WHAT YOU SHOULD DO
Repeat the full listing below verbatim and keep the images out.
──────── DATA SHOWN ────────
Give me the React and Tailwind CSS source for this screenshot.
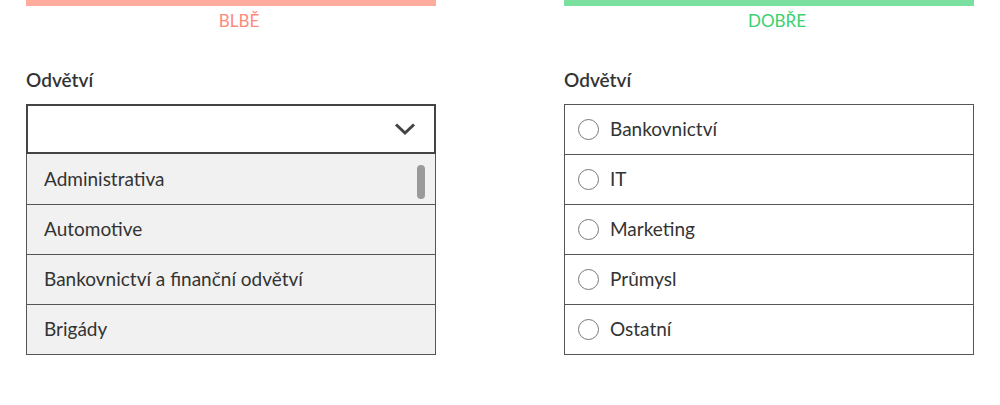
import React from 'react';

const fontStack = { fontFamily: 'Lato, "Open Sans", "Liberation Sans", sans-serif' };

const badOptions = ['Administrativa', 'Automotive', 'Bankovnictví a finanční odvětví', 'Brigády'];
const goodOptions = ['Bankovnictví', 'IT', 'Marketing', 'Průmysl', 'Ostatní'];

function Header({ barClass, textClass, label }) {
  return (
    <div>
      <div className={`h-[6px] ${barClass}`} />
      <div className={`pl-[16px] text-center text-[17px] leading-[30px] ${textClass}`}>{label}</div>
    </div>
  );
}

function Label() {
  return (
    <div className="mt-[32px] h-[36px] text-[19px] font-semibold leading-[24px] text-[#333]">Odvětví</div>
  );
}

function BadSelect() {
  return (
    <div>
      <div className="flex h-[50px] items-center justify-end border-2 border-[#444] bg-white pr-[18px]">
        <svg width="22" height="14" viewBox="0 0 22 14" fill="none">
          <path d="M2 2.5 L11 11 L20 2.5" stroke="#444" strokeWidth="3" />
        </svg>
      </div>
      <div className="relative border-x border-b border-[#555] bg-[#f1f1f1]">
        {badOptions.map((opt, i) => (
          <div
            key={opt}
            className={`flex h-[50px] items-center pl-[17px] text-[19px] text-[#333] ${i > 0 ? 'border-t border-[#555]' : ''}`}
          >
            {opt}
          </div>
        ))}
        <div className="absolute right-[10px] top-[11px] h-[34px] w-[8px] rounded-full bg-[#9a9a9a]" />
      </div>
    </div>
  );
}

function GoodRadios() {
  return (
    <div className="border-x border-b border-[#555] bg-white">
      {goodOptions.map((opt) => (
        <div
          key={opt}
          className="flex h-[50px] items-center gap-[11px] border-t border-[#555] pl-[13px] text-[19px] text-[#333]"
        >
          <span className="h-[21px] w-[21px] rounded-full border-[1.5px] border-[#777]" />
          {opt}
        </div>
      ))}
    </div>
  );
}

export default function App() {
  return (
    <div className="h-[405px] w-[1000px] bg-white" style={fontStack}>
      <div className="flex gap-[128px] px-[26px]">
        <div className="w-[410px]">
          <Header barClass="bg-[#ffab9e]" textClass="text-[#ff8a7a]" label="BLBĚ" />
          <Label />
          <BadSelect />
        </div>
        <div className="w-[410px]">
          <Header barClass="bg-[#7be09f]" textClass="text-[#3bd16e]" label="DOBŘE" />
          <Label />
          <GoodRadios />
        </div>
      </div>
    </div>
  );
}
────────
ANSWER TO THE PROBLEM
Give me the React and Tailwind CSS source for this screenshot.
import React from 'react';

const fontStack = { fontFamily: 'Lato, "Open Sans", "Liberation Sans", sans-serif' };

const badOptions = ['Administrativa', 'Automotive', 'Bankovnictví a finanční odvětví', 'Brigády'];
const goodOptions = ['Bankovnictví', 'IT', 'Marketing', 'Průmysl', 'Ostatní'];

function Header({ barClass, textClass, label }) {
  return (
    <div>
      <div className={`h-[6px] ${barClass}`} />
      <div className={`pl-[16px] text-center text-[17px] leading-[30px] ${textClass}`}>{label}</div>
    </div>
  );
}

function Label() {
  return (
    <div className="mt-[32px] h-[36px] text-[19px] font-semibold leading-[24px] text-[#333]">Odvětví</div>
  );
}

function BadSelect() {
  return (
    <div>
      <div className="flex h-[50px] items-center justify-end border-2 border-[#444] bg-white pr-[18px]">
        <svg width="22" height="14" viewBox="0 0 22 14" fill="none">
          <path d="M2 2.5 L11 11 L20 2.5" stroke="#444" strokeWidth="3" />
        </svg>
      </div>
      <div className="relative border-x border-b border-[#555] bg-[#f1f1f1]">
        {badOptions.map((opt, i) => (
          <div
            key={opt}
            className={`flex h-[50px] items-center pl-[17px] text-[19px] text-[#333] ${i > 0 ? 'border-t border-[#555]' : ''}`}
          >
            {opt}
          </div>
        ))}
        <div className="absolute right-[10px] top-[11px] h-[34px] w-[8px] rounded-full bg-[#9a9a9a]" />
      </div>
    </div>
  );
}

function GoodRadios() {
  return (
    <div className="border-x border-b border-[#555] bg-white">
      {goodOptions.map((opt) => (
        <div
          key={opt}
          className="flex h-[50px] items-center gap-[11px] border-t border-[#555] pl-[13px] text-[19px] text-[#333]"
        >
          <span className="h-[21px] w-[21px] rounded-full border-[1.5px] border-[#777]" />
          {opt}
        </div>
      ))}
    </div>
  );
}

export default function App() {
  return (
    <div className="h-[405px] w-[1000px] bg-white" style={fontStack}>
      <div className="flex gap-[128px] px-[26px]">
        <div className="w-[410px]">
          <Header barClass="bg-[#ffab9e]" textClass="text-[#ff8a7a]" label="BLBĚ" />
          <Label />
          <BadSelect />
        </div>
        <div className="w-[410px]">
          <Header barClass="bg-[#7be09f]" textClass="text-[#3bd16e]" label="DOBŘE" />
          <Label />
          <GoodRadios />
        </div>
      </div>
    </div>
  );
}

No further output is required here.